Despite his sybaritic appearance, Yves Saint Laurent was a tortured soul through most of his life, especially in 1960 when he was drafted into the French army that was then trying to suppress a revolution in Algeria, Saint Laurent’s place of birth in Oran, 1936. Singled out as a gay man, he was tormented in basic training so much so that he ended up in a mental hospital where he received electroshock treatments. It is the trauma he suffered here that was likely responsible for the alcoholism and drug addiction that haunted him until death.

What probably kept him going was his long-time relationship with Pierre Bergé, his business partner who made sure that YSL remained profitable despite the designer’s periodic self-destructive binges. As was the case with the documentary about Valentino, who had the same kind of relationship with a man who managed his business affairs, the film is blessed by a refusal to cater to the “tragic gay” stereotypes of Hollywood films such as “Brokeback Mountain” or “Philadelphia”. Saint Laurent and Bergé certainly had their problems but being homosexual was not one of them.

Much of the film consists of Yves Saint Laurent working with his models or on a sketchpad bringing his ideas to fruition. In the most interesting example of his creative insights, we see him getting the brainstorm of adapting Mondrian’s art to a woman’s dress.

Yves Saint Laurent was the first designer to come out with a prêt-à-porter (ready-to-wear) line, in his case a conscious decision to democratize fashion. Written not long after his death of brain cancer in 2008, a NY Times article summed up his contributions to art and culture more generally:

The shape and texture of high fashion today owes as much to Saint Laurent as do those women who were given the unisex freedom of a pantsuit – from Bianca Jagger in her wedding attire, through Catherine Deneuve in her “le smoking” tuxedo to Hillary Clinton in a female politician’s uniform.

It was indeed YSL who equated fashion with art, not just by coloring in the 1960s with Piet Mondrian’s graphic squares or embroidering Van Gogh paintings on a jacket, but by himself collecting fine art, with Bergé, and by having the first museum show of a living fashion creator at New York’s Metropolitan Museum of Art in 1983. Every designer who now stages a retrospective display can trace the concept back to YSL.

In almost any respect the Saint Laurent trajectory from half a century ago was the template for new generations of designers. He was ridiculously young – at 21 – to be entrusted with the house of Christian Dior, after its founder died in 1957. Yet he invented what is now the norm: youth and cool. YSL celebrated that both on the runway with an alligator biker jacket, inspired by Marlon Brando, and in his young life with a louche group of friends.
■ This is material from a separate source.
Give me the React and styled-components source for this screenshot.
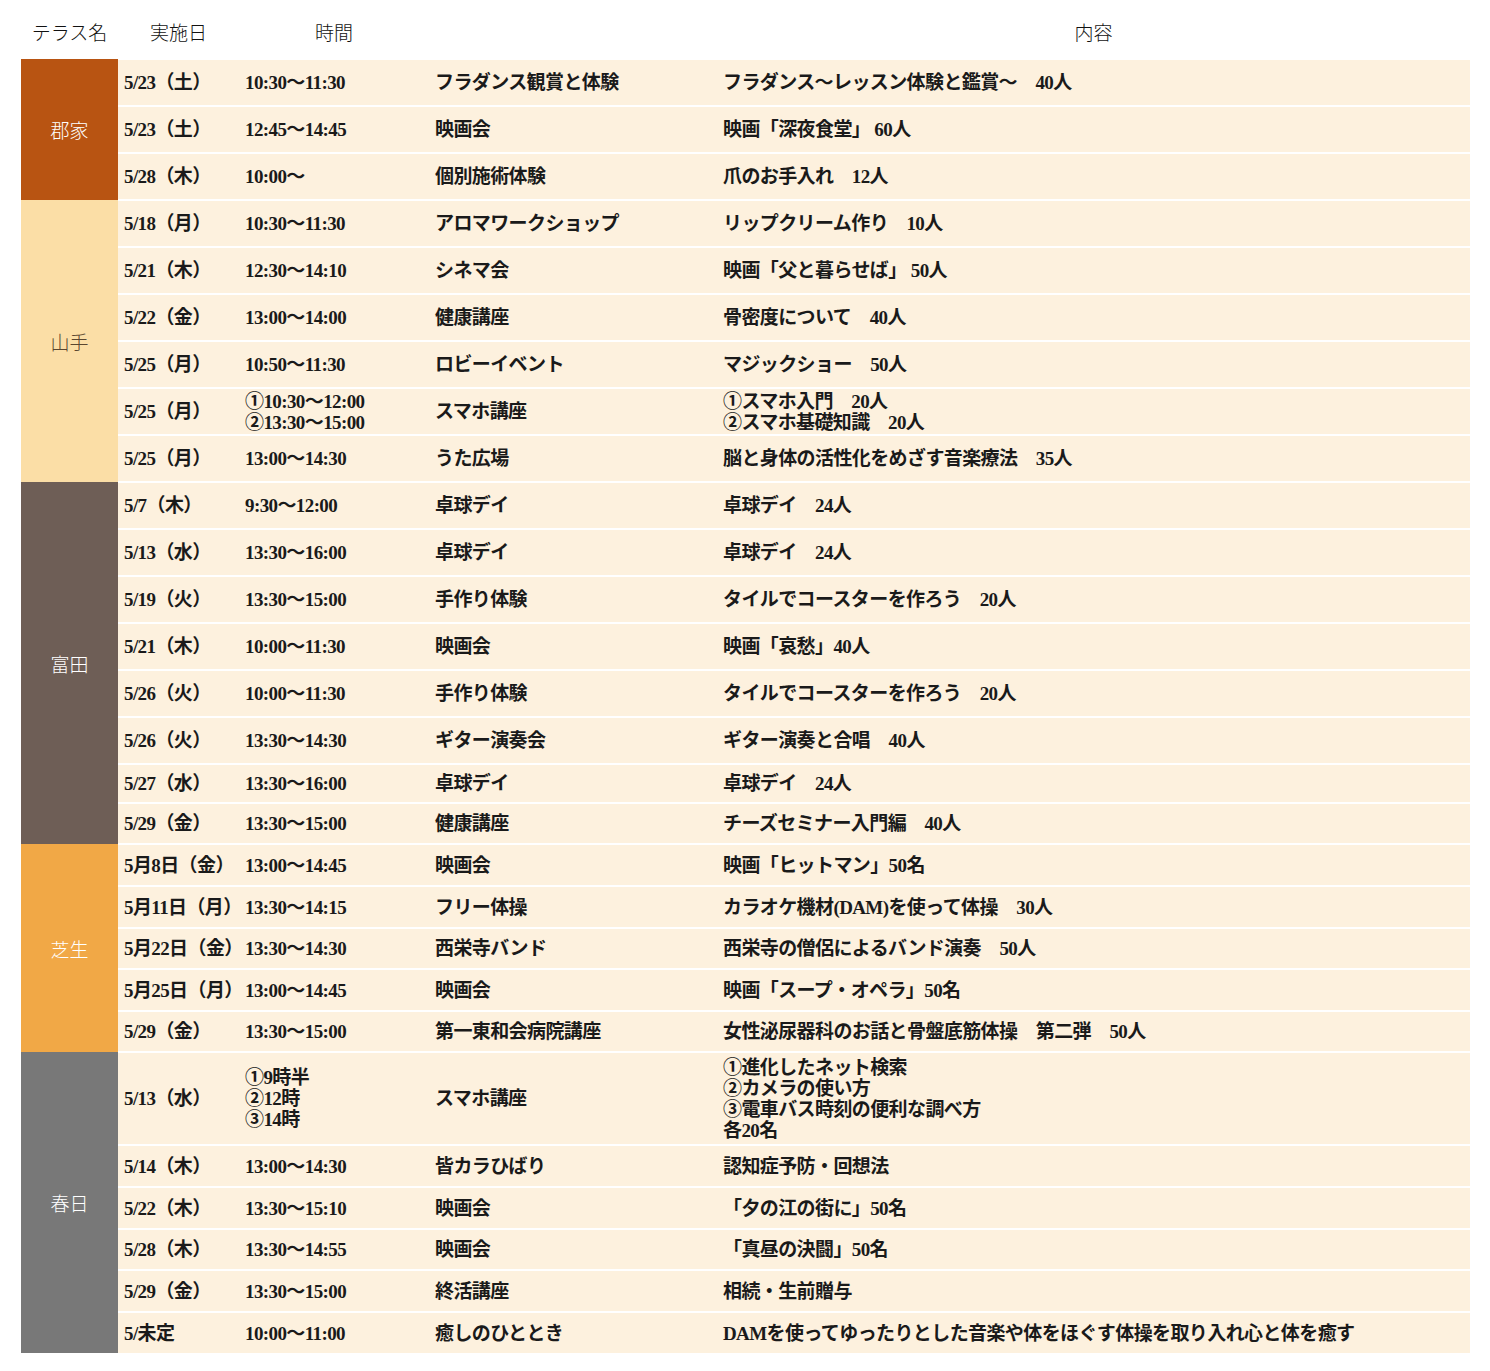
import React from 'react';
import styled, { createGlobalStyle } from 'styled-components';

const Global = createGlobalStyle`
  body { margin: 8px; background: #fff; }
`;

const Table = styled.table`
  margin: 0 0 0 13px;
  width: 1449px;
  border-collapse: collapse;
  table-layout: fixed;
  font-family: "Liberation Serif", "Noto Sans CJK JP", serif;
`;

const Head = styled.th`
  height: 46px;
  font-family: "Noto Sans CJK JP", sans-serif;
  font-weight: 300;
  font-size: 19px;
  color: #111;
  text-align: center;
  padding: 0 0 4px;
`;

const Terrace = styled.td`
  background: ${(p) => p.$bg};
  color: ${(p) => p.$fg || '#fff'};
  font-family: "Noto Sans CJK JP", sans-serif;
  font-weight: 300;
  font-size: 19px;
  text-align: center;
  padding: 0;
  border: none;
`;

const Row = styled.tr`
  height: ${(p) => p.$h}px;
`;

const Cell = styled.td`
  background: #fdf1de;
  border-top: 2px solid #fff;
  padding: 0 0 0 6px;
  font-size: 19px;
  font-weight: 700;
  color: #1a1a1a;
  line-height: 21px;
  letter-spacing: -0.6px;
  white-space: nowrap;
  vertical-align: middle;
`;

const groups = [
  { name: '郡家', bg: '#b85412', rows: [
    [47, '5/23（土）', '10:30～11:30', 'フラダンス観賞と体験', 'フラダンス～レッスン体験と鑑賞～　40人'],
    [47, '5/23（土）', '12:45～14:45', '映画会', '映画「深夜食堂」 60人'],
    [47, '5/28（木）', '10:00～', '個別施術体験', '爪のお手入れ　12人'],
  ]},
  { name: '山手', bg: '#fbdea6', fg: '#5a4630', rows: [
    [47, '5/18（月）', '10:30～11:30', 'アロマワークショップ', 'リップクリーム作り　10人'],
    [47, '5/21（木）', '12:30～14:10', 'シネマ会', '映画「父と暮らせば」 50人'],
    [47, '5/22（金）', '13:00～14:00', '健康講座', '骨密度について　40人'],
    [47, '5/25（月）', '10:50～11:30', 'ロビーイベント', 'マジックショー　50人'],
    [47, '5/25（月）', '①10:30～12:00\n②13:30～15:00', 'スマホ講座', '①スマホ入門　20人\n②スマホ基礎知識　20人'],
    [47, '5/25（月）', '13:00～14:30', 'うた広場', '脳と身体の活性化をめざす音楽療法　35人'],
  ]},
  { name: '富田', bg: '#6e5e56', rows: [
    [47, '5/7（木）', '9:30～12:00', '卓球デイ', '卓球デイ　24人'],
    [47, '5/13（水）', '13:30～16:00', '卓球デイ', '卓球デイ　24人'],
    [47, '5/19（火）', '13:30～15:00', '手作り体験', 'タイルでコースターを作ろう　20人'],
    [47, '5/21（木）', '10:00～11:30', '映画会', '映画「哀愁」40人'],
    [47, '5/26（火）', '10:00～11:30', '手作り体験', 'タイルでコースターを作ろう　20人'],
    [47, '5/26（火）', '13:30～14:30', 'ギター演奏会', 'ギター演奏と合唱　40人'],
    [39, '5/27（水）', '13:30～16:00', '卓球デイ', '卓球デイ　24人'],
    [41, '5/29（金）', '13:30～15:00', '健康講座', 'チーズセミナー入門編　40人'],
  ]},
  { name: '芝生', bg: '#f1a846', rows: [
    [42, '5月8日（金）', '13:00～14:45', '映画会', '映画「ヒットマン」50名'],
    [42, '5月11日（月）', '13:30～14:15', 'フリー体操', 'カラオケ機材(DAM)を使って体操　30人'],
    [41, '5月22日（金）', '13:30～14:30', '西栄寺バンド', '西栄寺の僧侶によるバンド演奏　50人'],
    [42, '5月25日（月）', '13:00～14:45', '映画会', '映画「スープ・オペラ」50名'],
    [41, '5/29（金）', '13:30～15:00', '第一東和会病院講座', '女性泌尿器科のお話と骨盤底筋体操　第二弾　50人'],
  ]},
  { name: '春日', bg: '#787878', rows: [
    [93, '5/13（水）', '①9時半\n②12時\n③14時', 'スマホ講座', '①進化したネット検索\n②カメラの使い方\n③電車バス時刻の便利な調べ方\n各20名'],
    [42, '5/14（木）', '13:00～14:30', '皆カラひばり', '認知症予防・回想法'],
    [42, '5/22（木）', '13:30～15:10', '映画会', '「夕の江の街に」50名'],
    [41, '5/28（木）', '13:30～14:55', '映画会', '「真昼の決闘」50名'],
    [42, '5/29（金）', '13:30～15:00', '終活講座', '相続・生前贈与'],
    [41, '5/未定', '10:00～11:00', '癒しのひととき', 'DAMを使ってゆったりとした音楽や体をほぐす体操を取り入れ心と体を癒す'],
  ]},
];

const Lines = ({ text }) =>
  text.split('\n').map((l, i) => (
    <React.Fragment key={i}>
      {i > 0 && <br />}
      {l}
    </React.Fragment>
  ));

export default function App() {
  return (
    <>
      <Global />
      <Table>
        <colgroup>
          <col style={{ width: 97 }} />
          <col style={{ width: 121 }} />
          <col style={{ width: 190 }} />
          <col style={{ width: 288 }} />
          <col />
        </colgroup>
        <thead>
          <tr>
            <Head>テラス名</Head>
            <Head>実施日</Head>
            <Head>時間</Head>
            <Head></Head>
            <Head>内容</Head>
          </tr>
        </thead>
        <tbody>
          {groups.map((g) =>
            g.rows.map(([h, date, time, event, content], i) => (
              <Row key={g.name + i} $h={h}>
                {i === 0 && (
                  <Terrace rowSpan={g.rows.length} $bg={g.bg} $fg={g.fg}>
                    {g.name}
                  </Terrace>
                )}
                <Cell>{date}</Cell>
                <Cell><Lines text={time} /></Cell>
                <Cell>{event}</Cell>
                <Cell><Lines text={content} /></Cell>
              </Row>
            ))
          )}
        </tbody>
      </Table>
    </>
  );
}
“Yves Saint Laurent” was written and directed by Jalil Lespert, who played the young manager in Laurent Cantet’s great film “Human Resources”. Pierre Niney plays Yves Saint Laurent to perfection while Guillaume Gallienne is cast as his partner, both in business and live, Pierre Bergé. According to Wikipedia, Gallienne had something in common with Saint Laurent, being bullied in prep school for being effeminate (however, he is heterosexual.)

Like any biopic about an artist such as “Lust for Life”, based on Vincent Van Gogh, the film is worth seeing just for the display of the subject’s work. One look at a fashion show in the film will remind you why the Metropolitan Museum devoted an exhibition to Yves Saint Laurent. But like “Lust for Life”, detailing another creative man’s torments, this film is distinguished by its human drama and as such is worth watching, whatever attitude you have toward high fashion.